I'm beyond telling you that we live in exciting times and that change is inevitable. Digital newsstands are here, digital magazines are here, and they are here to stay. Concurrent with that thought is that successful printed products of the future will most likely be for the affluent—and deservedly so.
Everyone still seems to be looking for new business models when these models have been right in front of you the whole time. Create a product worth buying and people will pay for it. Forget the welfare checks from the advertising community and start to make exciting magazines on any substrate.
Will everyone survive? No. But perhaps that is the point. Move past the struggle for survival and start creating new, powerful, profitable products. These could be on paper, but the point is that they don't have to be on paper. They just have to be worthy of paying money for them. If you are trying to salvage your six-figure job in an old empire, you can forget it. That is part of the problem with this industry. There are too many top-heavy organizations with senior management trying to keep their jobs as they were and the six figures that went with them. It is very hard to be nimble and quick and keep your stuffy old job at the same time. Better to create a new six-figure job in the new world and the new economy. It is being done every day by one entrepreneur or another. The riches and the new fortunes are out there, the ideas are out there, and the reading world is growing faster than ever before.

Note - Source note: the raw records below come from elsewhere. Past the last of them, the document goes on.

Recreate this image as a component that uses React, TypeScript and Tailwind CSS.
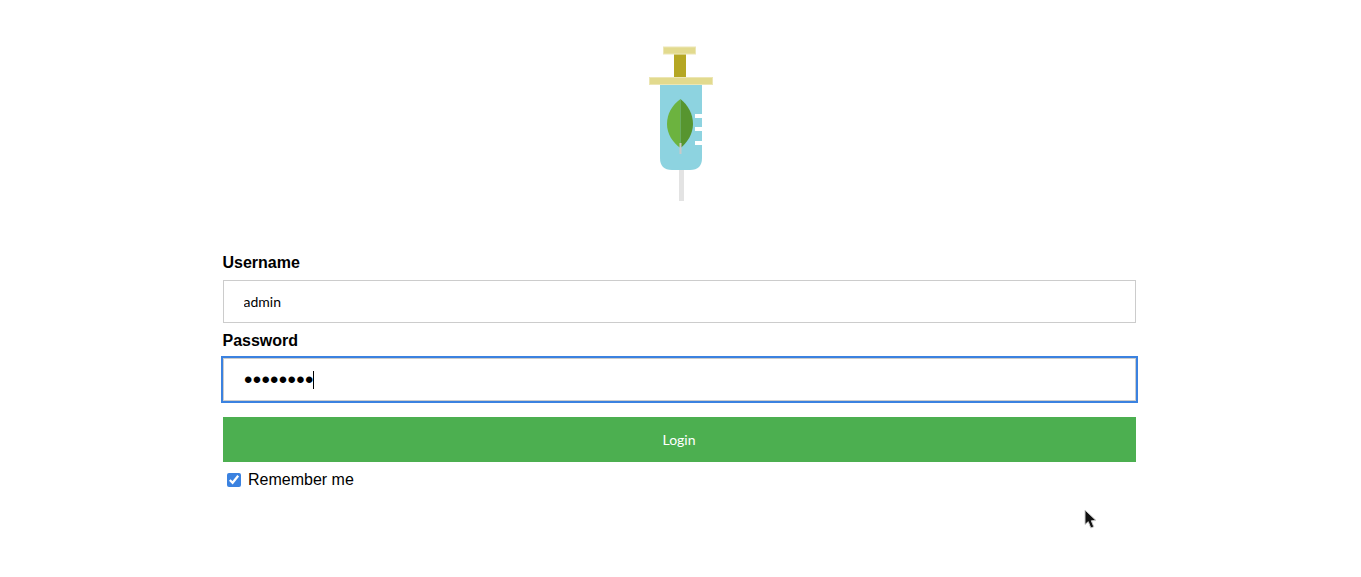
import React from 'react';

const labelClass = "block text-base leading-[18px] font-bold text-black";

const Logo: React.FC = () => (
    <svg width="66" height="156" viewBox="0 0 66 156" className="block">
        <rect x="15.500" y="1" width="32" height="7" fill="#e2da8e" stroke="#ece6b4" />
        <rect x="26" y="8.500" width="12" height="23" fill="#b5a723" />
        <rect x="1.500" y="31.500" width="63" height="7" fill="#e2da8e" stroke="#ece6b4" />
        <rect x="31" y="124" width="5" height="31" fill="#e3e3e3" />
        <path d="M12 39H54V112Q54 124 42 124H24Q12 124 12 112Z" fill="#8dd3e0" />
        <rect x="47" y="68" width="7" height="4" fill="#fff" />
        <rect x="47" y="81" width="7" height="4" fill="#fff" />
        <rect x="47" y="95" width="7" height="4" fill="#fff" />
        <path d="M32.500 53C24 59 19 68 19 78C19 88 25 97 32.500 102Z" fill="#6cb33f" />
        <path d="M32.500 53C40 59 45 68 45 78C45 88 39 97 32.500 102Z" fill="#57952f" />
        <rect x="31.500" y="97" width="2" height="11" fill="#c9c9c9" />
    </svg>
);

const Cursor: React.FC = () => (
    <svg width="16" height="22" viewBox="0 0 16 22" className="absolute left-[1083px] top-[509px]">
        <path d="M2 1V15.500L5.300 12.700L7.800 19L10.800 17.800L8.300 11.800L13 11.500Z" fill="#111" stroke="#ccc" strokeWidth="1" />
    </svg>
);

export default function App() {
    return (
        <div className="relative h-[577px] bg-white overflow-hidden font-['Liberation_Sans',sans-serif]">
            <div className="flex justify-center pt-[46px] pl-[1px]">
                <Logo />
            </div>
            <form className="w-[913px] ml-[223px] mt-[52px]">
                <label className={`${labelClass} -ml-[0.5px] mt-[1px] mb-[8px]`}>Username</label>
                <input
                    type="text"
                    readOnly
                    value="admin"
                    className="block w-full h-[43px] pl-[19.5px] pr-5 border border-[#ccc] bg-white text-[14px] text-black outline-none font-['Lato',sans-serif]"
                />
                <label className={`${labelClass} -ml-[0.5px] mt-[9px] mb-[8px]`}>Password</label>
                <div className="relative">
                    <input
                        type="password"
                        readOnly
                        value="password"
                        className="block w-full h-[43px] px-5 border border-[#ccc] bg-white text-[24px] tracking-[0.3px] text-black outline-2 outline-[#3b82e0] font-['Liberation_Sans',sans-serif]"
                    />
                    <span className="absolute left-[90px] top-[13px] w-[1px] h-[18px] bg-black" />
                </div>
                <button
                    type="button"
                    className="block w-full h-[45px] mt-[16px] bg-[#4caf50] text-[14px] text-white font-['Lato',sans-serif] text-center pr-[1px]"
                >
                    Login
                </button>
                <label className="flex items-center h-[18px] mt-[9px] pl-[4px] text-base leading-[18px] text-black">
                    <input type="checkbox" checked readOnly className="w-[14px] h-[14px] m-0 accent-[#3b82e0]" />
                    <span className="ml-[7px]">Remember me</span>
                </label>
            </form>
            <Cursor />
        </div>
    );
}
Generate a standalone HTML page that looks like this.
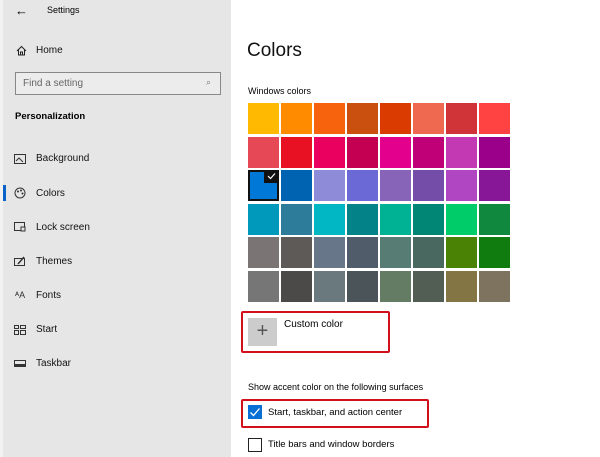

All this posturing about saving the venerable old magazine business is nothing but the last gasps of dead men walking. If you have a title worthy of printing, then do so. There will be plenty of successful printed magazines. But you must charge enough so that you may employ the editors and writers that you'll need to be successful on any substrate. You must understand that a major component—and perhaps the most successful part of our industry—is going to be digital. If you find this talk offensive, then you are just part of the problem and the solution—a pink slip—will likely be handed to you any day now.